>> Begin Data section
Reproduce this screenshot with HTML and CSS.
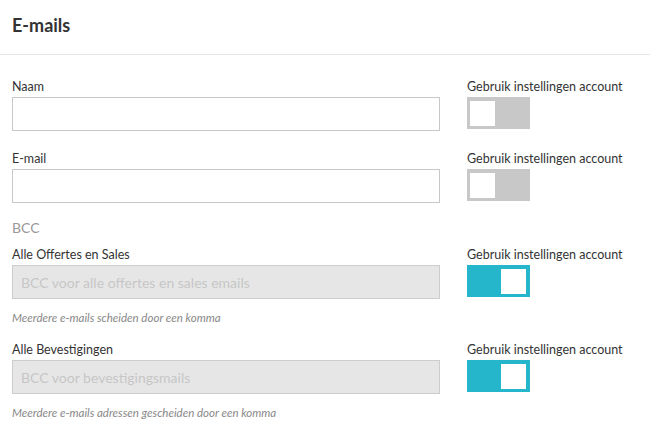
FILE: index.html
```html
<!DOCTYPE html>
<html lang="nl">
<head>
<meta charset="utf-8">
<title>E-mails</title>
<link rel="stylesheet" href="styles.css">
</head>
<body>
<header class="page-header">
  <h1 class="title">E-mails</h1>
</header>
<main class="form">
  <div class="row">
    <div class="field">
      <label class="label">Naam</label>
      <input class="input" type="text">
    </div>
    <div class="setting">
      <span class="label">Gebruik instellingen account</span>
      <span class="toggle"><span class="knob"></span></span>
    </div>
  </div>
  <div class="row row-gap">
    <div class="field">
      <label class="label">E-mail</label>
      <input class="input" type="text">
    </div>
    <div class="setting">
      <span class="label">Gebruik instellingen account</span>
      <span class="toggle"><span class="knob"></span></span>
    </div>
  </div>
  <h2 class="section">BCC</h2>
  <div class="row">
    <div class="field">
      <label class="label">Alle Offertes en Sales</label>
      <input class="input disabled" type="text" placeholder="BCC voor alle offertes en sales emails" disabled>
      <p class="help">Meerdere e-mails scheiden door een komma</p>
    </div>
    <div class="setting">
      <span class="label">Gebruik instellingen account</span>
      <span class="toggle on"><span class="knob"></span></span>
    </div>
  </div>
  <div class="row row-gap2">
    <div class="field">
      <label class="label">Alle Bevestigingen</label>
      <input class="input disabled" type="text" placeholder="BCC voor bevestigingsmails" disabled>
      <p class="help">Meerdere e-mails adressen gescheiden door een komma</p>
    </div>
    <div class="setting">
      <span class="label">Gebruik instellingen account</span>
      <span class="toggle on"><span class="knob"></span></span>
    </div>
  </div>
</main>
</body>
</html>
```

FILE: styles.css
```css
* { box-sizing: border-box; }
html, body {
  margin: 0;
  padding: 0;
  background: #fff;
  font-family: Lato, "Open Sans", sans-serif;
  color: #333;
}
.page-header {
  height: 55px;
  padding: 14px 12px 0;
  border-bottom: 1px solid #e6e6e6;
}
.title {
  margin: 0;
  font-size: 18px;
  line-height: 22px;
  font-weight: 700;
  color: #333;
}
.form {
  padding: 24px 20px 0 12px;
}
.row {
  display: grid;
  grid-template-columns: 428px 1fr;
  column-gap: 27px;
}
.row-gap { margin-top: 20px; }
.row-gap2 { margin-top: 18px; }
.field, .setting {
  display: flex;
  flex-direction: column;
  align-items: flex-start;
}
.field { align-items: stretch; }
.label {
  display: block;
  font-size: 12.5px;
  line-height: 16px;
  margin-bottom: 2px;
  color: #333;
}
.input {
  height: 34px;
  width: 100%;
  border: 1px solid #c8c8c8;
  background: #fff;
  padding: 0 8px;
  font-family: Lato, sans-serif;
  font-size: 14px;
  color: #333;
  outline: none;
  margin: 0;
  border-radius: 0;
}
.input.disabled {
  background: #e6e6e6;
  border-color: #cdcdcd;
}
.input::placeholder {
  color: #c6c6c6;
  opacity: 1;
}
.section {
  margin: 16px 0 11px;
  font-size: 14px;
  line-height: 17px;
  font-weight: 400;
  color: #999;
}
.help {
  margin: 12px 0 0;
  font-size: 11.5px;
  line-height: 13px;
  font-style: italic;
  color: #888;
}
.toggle {
  display: flex;
  align-items: center;
  justify-content: flex-start;
  width: 63px;
  height: 32px;
  padding: 0 3px;
  background: #c8c8c8;
}
.toggle.on {
  background: #26b6cc;
  justify-content: flex-end;
  padding: 0 4px;
}
.knob {
  display: block;
  width: 25px;
  height: 25px;
  background: #fff;
}
```
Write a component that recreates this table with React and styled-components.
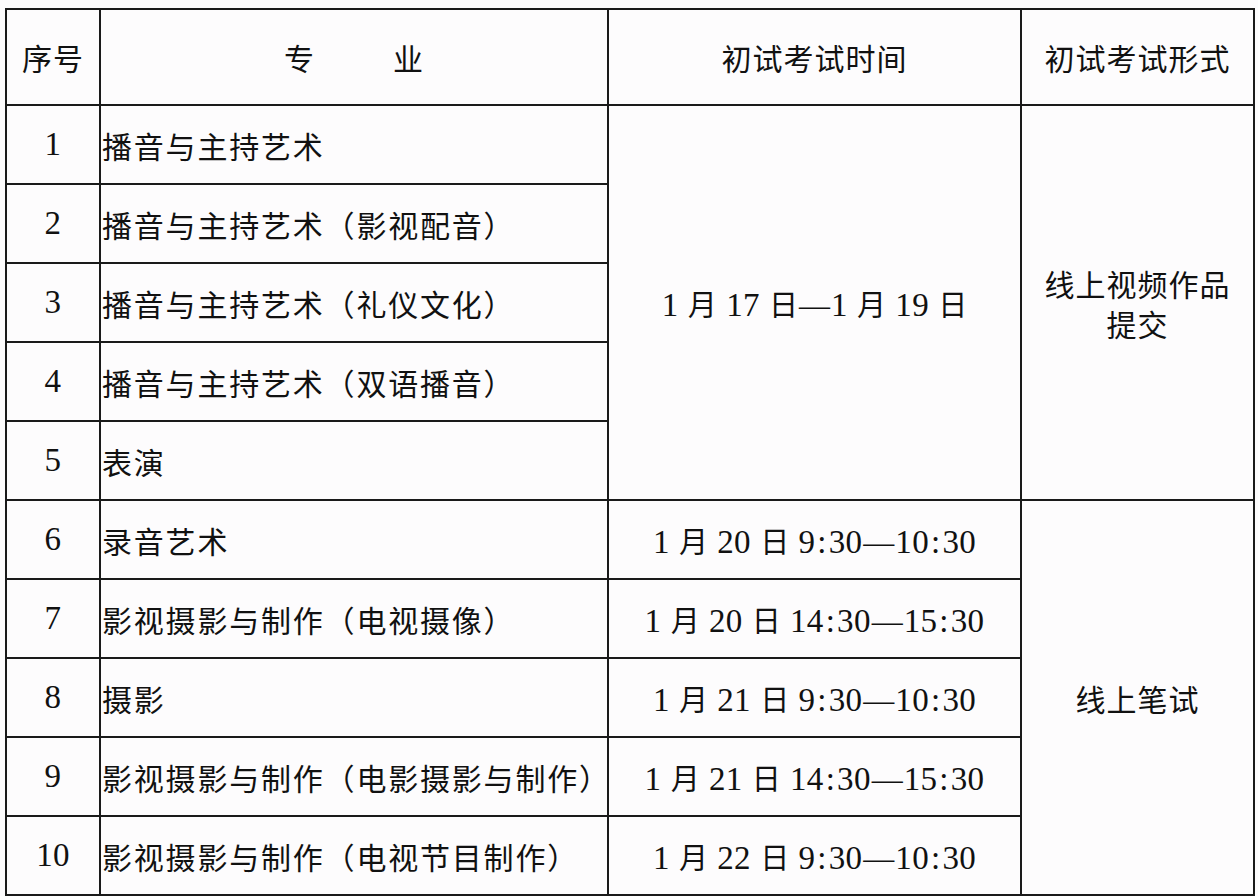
import styled, { createGlobalStyle } from "styled-components";

const Global = createGlobalStyle`
  html, body {
    margin: 0;
    background: #fdfcfd;
  }
  body {
    font-family: "Liberation Serif", "Noto Sans CJK SC", serif;
    color: #111;
  }
`

const Page = styled.div`
  padding: 8px 5px 3px 5px;
`

const Table = styled.table`
  border-collapse: collapse;
  width: 1248px;
  table-layout: fixed;
  border: 2px solid #1a1a1a;
`

const Col = styled.col`
  width: ${p => p.$w}px;
`

const Head = styled.th`
  height: 94px;
  border: 2px solid #1a1a1a;
  font-family: "Noto Sans CJK SC", sans-serif;
  font-weight: 400;
  font-size: 30px;
  letter-spacing: 1px;
  padding: 0;
  text-align: center;

  .gap {
    margin-right: 78px;
  }
`

const Cell = styled.td`
  height: 77px;
  border: 2px solid #1a1a1a;
  padding: 0;
  text-align: ${p => (p.$left ? "left" : "center")};
  padding-left: ${p => (p.$left ? "1px" : "0")};
  white-space: nowrap;
  font-family: ${p => (p.$left ? '"Noto Sans CJK SC", sans-serif' : '"Liberation Serif", "Noto Sans CJK SC", serif')};
  font-size: ${p => (p.$left ? "30px" : "29px")};
  letter-spacing: ${p => (p.$left ? "1.8px" : "0")};
  word-spacing: ${p => (p.$left ? "0" : "2px")};
`

const Format = styled(Cell)`
  font-family: "Noto Sans CJK SC", sans-serif;
  font-size: 30px;
  line-height: 40px;
  letter-spacing: 1px;
`

const Num = styled.span`
  font-family: "Liberation Serif", serif;
  font-size: 33px;
  letter-spacing: 0.3px;
`

const Colon = styled.span`
  margin: 0 2px;
`

const Dash = styled.span`
  font-family: "Liberation Serif", serif;
  font-size: 31px;
  margin: 0 1px;
`

// digits get the larger serif face, CJK stays in the CJK face
const Mixed = ({ text }) =>
  text.split(/(\d+(?::\d+)?|—)/).map((part, i) => {
    if (part === "—") return <Dash key={i}>—</Dash>
    if (/^\d/.test(part)) {
      const [a, b] = part.split(":")
      return (
        <Num key={i}>
          {a}
          {b && <><Colon>:</Colon>{b}</>}
        </Num>
      )
    }
    return part
  })

const rows = [
  ["1", "播音与主持艺术"],
  ["2", "播音与主持艺术（影视配音）"],
  ["3", "播音与主持艺术（礼仪文化）"],
  ["4", "播音与主持艺术（双语播音）"],
  ["5", "表演"],
  ["6", "录音艺术", "1 月 20 日 9:30—10:30"],
  ["7", "影视摄影与制作（电视摄像）", "1 月 20 日 14:30—15:30"],
  ["8", "摄影", "1 月 21 日 9:30—10:30"],
  ["9", "影视摄影与制作（电影摄影与制作）", "1 月 21 日 14:30—15:30"],
  ["10", "影视摄影与制作（电视节目制作）", "1 月 22 日 9:30—10:30"],
]

const App = () => {
  return (
    <Page>
      <Global />
      <Table>
        <colgroup>
          <Col $w={94} />
          <Col $w={508} />
          <Col $w={413} />
          <Col $w={233} />
        </colgroup>
        <thead>
          <tr>
            <Head>序号</Head>
            <Head><span className="gap">专</span>业</Head>
            <Head>初试考试时间</Head>
            <Head>初试考试形式</Head>
          </tr>
        </thead>
        <tbody>
          {rows.map(([n, name, time], i) => (
            <tr key={n}>
              <Cell><Num>{n}</Num></Cell>
              <Cell $left>{name}</Cell>
              {i === 0 && <Cell rowSpan={5}><Mixed text="1 月 17 日—1 月 19 日" /></Cell>}
              {i === 0 && <Format rowSpan={5}>线上视频作品<br />提交</Format>}
              {time && <Cell><Mixed text={time} /></Cell>}
              {i === 5 && <Format rowSpan={5}>线上笔试</Format>}
            </tr>
          ))}
        </tbody>
      </Table>
    </Page>
  )
}

export default App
>> End Data section
## Direction
Copy the listing over exactly, skipping the pictures it holds.

## Finished task
Reproduce this screenshot with HTML and CSS.
FILE: index.html
```html
<!DOCTYPE html>
<html lang="nl">
<head>
<meta charset="utf-8">
<title>E-mails</title>
<link rel="stylesheet" href="styles.css">
</head>
<body>
<header class="page-header">
  <h1 class="title">E-mails</h1>
</header>
<main class="form">
  <div class="row">
    <div class="field">
      <label class="label">Naam</label>
      <input class="input" type="text">
    </div>
    <div class="setting">
      <span class="label">Gebruik instellingen account</span>
      <span class="toggle"><span class="knob"></span></span>
    </div>
  </div>
  <div class="row row-gap">
    <div class="field">
      <label class="label">E-mail</label>
      <input class="input" type="text">
    </div>
    <div class="setting">
      <span class="label">Gebruik instellingen account</span>
      <span class="toggle"><span class="knob"></span></span>
    </div>
  </div>
  <h2 class="section">BCC</h2>
  <div class="row">
    <div class="field">
      <label class="label">Alle Offertes en Sales</label>
      <input class="input disabled" type="text" placeholder="BCC voor alle offertes en sales emails" disabled>
      <p class="help">Meerdere e-mails scheiden door een komma</p>
    </div>
    <div class="setting">
      <span class="label">Gebruik instellingen account</span>
      <span class="toggle on"><span class="knob"></span></span>
    </div>
  </div>
  <div class="row row-gap2">
    <div class="field">
      <label class="label">Alle Bevestigingen</label>
      <input class="input disabled" type="text" placeholder="BCC voor bevestigingsmails" disabled>
      <p class="help">Meerdere e-mails adressen gescheiden door een komma</p>
    </div>
    <div class="setting">
      <span class="label">Gebruik instellingen account</span>
      <span class="toggle on"><span class="knob"></span></span>
    </div>
  </div>
</main>
</body>
</html>
```

FILE: styles.css
```css
* { box-sizing: border-box; }
html, body {
  margin: 0;
  padding: 0;
  background: #fff;
  font-family: Lato, "Open Sans", sans-serif;
  color: #333;
}
.page-header {
  height: 55px;
  padding: 14px 12px 0;
  border-bottom: 1px solid #e6e6e6;
}
.title {
  margin: 0;
  font-size: 18px;
  line-height: 22px;
  font-weight: 700;
  color: #333;
}
.form {
  padding: 24px 20px 0 12px;
}
.row {
  display: grid;
  grid-template-columns: 428px 1fr;
  column-gap: 27px;
}
.row-gap { margin-top: 20px; }
.row-gap2 { margin-top: 18px; }
.field, .setting {
  display: flex;
  flex-direction: column;
  align-items: flex-start;
}
.field { align-items: stretch; }
.label {
  display: block;
  font-size: 12.5px;
  line-height: 16px;
  margin-bottom: 2px;
  color: #333;
}
.input {
  height: 34px;
  width: 100%;
  border: 1px solid #c8c8c8;
  background: #fff;
  padding: 0 8px;
  font-family: Lato, sans-serif;
  font-size: 14px;
  color: #333;
  outline: none;
  margin: 0;
  border-radius: 0;
}
.input.disabled {
  background: #e6e6e6;
  border-color: #cdcdcd;
}
.input::placeholder {
  color: #c6c6c6;
  opacity: 1;
}
.section {
  margin: 16px 0 11px;
  font-size: 14px;
  line-height: 17px;
  font-weight: 400;
  color: #999;
}
.help {
  margin: 12px 0 0;
  font-size: 11.5px;
  line-height: 13px;
  font-style: italic;
  color: #888;
}
.toggle {
  display: flex;
  align-items: center;
  justify-content: flex-start;
  width: 63px;
  height: 32px;
  padding: 0 3px;
  background: #c8c8c8;
}
.toggle.on {
  background: #26b6cc;
  justify-content: flex-end;
  padding: 0 4px;
}
.knob {
  display: block;
  width: 25px;
  height: 25px;
  background: #fff;
}
```
Write a component that recreates this table with React and styled-components.
import styled, { createGlobalStyle } from "styled-components";

const Global = createGlobalStyle`
  html, body {
    margin: 0;
    background: #fdfcfd;
  }
  body {
    font-family: "Liberation Serif", "Noto Sans CJK SC", serif;
    color: #111;
  }
`

const Page = styled.div`
  padding: 8px 5px 3px 5px;
`

const Table = styled.table`
  border-collapse: collapse;
  width: 1248px;
  table-layout: fixed;
  border: 2px solid #1a1a1a;
`

const Col = styled.col`
  width: ${p => p.$w}px;
`

const Head = styled.th`
  height: 94px;
  border: 2px solid #1a1a1a;
  font-family: "Noto Sans CJK SC", sans-serif;
  font-weight: 400;
  font-size: 30px;
  letter-spacing: 1px;
  padding: 0;
  text-align: center;

  .gap {
    margin-right: 78px;
  }
`

const Cell = styled.td`
  height: 77px;
  border: 2px solid #1a1a1a;
  padding: 0;
  text-align: ${p => (p.$left ? "left" : "center")};
  padding-left: ${p => (p.$left ? "1px" : "0")};
  white-space: nowrap;
  font-family: ${p => (p.$left ? '"Noto Sans CJK SC", sans-serif' : '"Liberation Serif", "Noto Sans CJK SC", serif')};
  font-size: ${p => (p.$left ? "30px" : "29px")};
  letter-spacing: ${p => (p.$left ? "1.8px" : "0")};
  word-spacing: ${p => (p.$left ? "0" : "2px")};
`

const Format = styled(Cell)`
  font-family: "Noto Sans CJK SC", sans-serif;
  font-size: 30px;
  line-height: 40px;
  letter-spacing: 1px;
`

const Num = styled.span`
  font-family: "Liberation Serif", serif;
  font-size: 33px;
  letter-spacing: 0.3px;
`

const Colon = styled.span`
  margin: 0 2px;
`

const Dash = styled.span`
  font-family: "Liberation Serif", serif;
  font-size: 31px;
  margin: 0 1px;
`

// digits get the larger serif face, CJK stays in the CJK face
const Mixed = ({ text }) =>
  text.split(/(\d+(?::\d+)?|—)/).map((part, i) => {
    if (part === "—") return <Dash key={i}>—</Dash>
    if (/^\d/.test(part)) {
      const [a, b] = part.split(":")
      return (
        <Num key={i}>
          {a}
          {b && <><Colon>:</Colon>{b}</>}
        </Num>
      )
    }
    return part
  })

const rows = [
  ["1", "播音与主持艺术"],
  ["2", "播音与主持艺术（影视配音）"],
  ["3", "播音与主持艺术（礼仪文化）"],
  ["4", "播音与主持艺术（双语播音）"],
  ["5", "表演"],
  ["6", "录音艺术", "1 月 20 日 9:30—10:30"],
  ["7", "影视摄影与制作（电视摄像）", "1 月 20 日 14:30—15:30"],
  ["8", "摄影", "1 月 21 日 9:30—10:30"],
  ["9", "影视摄影与制作（电影摄影与制作）", "1 月 21 日 14:30—15:30"],
  ["10", "影视摄影与制作（电视节目制作）", "1 月 22 日 9:30—10:30"],
]

const App = () => {
  return (
    <Page>
      <Global />
      <Table>
        <colgroup>
          <Col $w={94} />
          <Col $w={508} />
          <Col $w={413} />
          <Col $w={233} />
        </colgroup>
        <thead>
          <tr>
            <Head>序号</Head>
            <Head><span className="gap">专</span>业</Head>
            <Head>初试考试时间</Head>
            <Head>初试考试形式</Head>
          </tr>
        </thead>
        <tbody>
          {rows.map(([n, name, time], i) => (
            <tr key={n}>
              <Cell><Num>{n}</Num></Cell>
              <Cell $left>{name}</Cell>
              {i === 0 && <Cell rowSpan={5}><Mixed text="1 月 17 日—1 月 19 日" /></Cell>}
              {i === 0 && <Format rowSpan={5}>线上视频作品<br />提交</Format>}
              {time && <Cell><Mixed text={time} /></Cell>}
              {i === 5 && <Format rowSpan={5}>线上笔试</Format>}
            </tr>
          ))}
        </tbody>
      </Table>
    </Page>
  )
}

export default App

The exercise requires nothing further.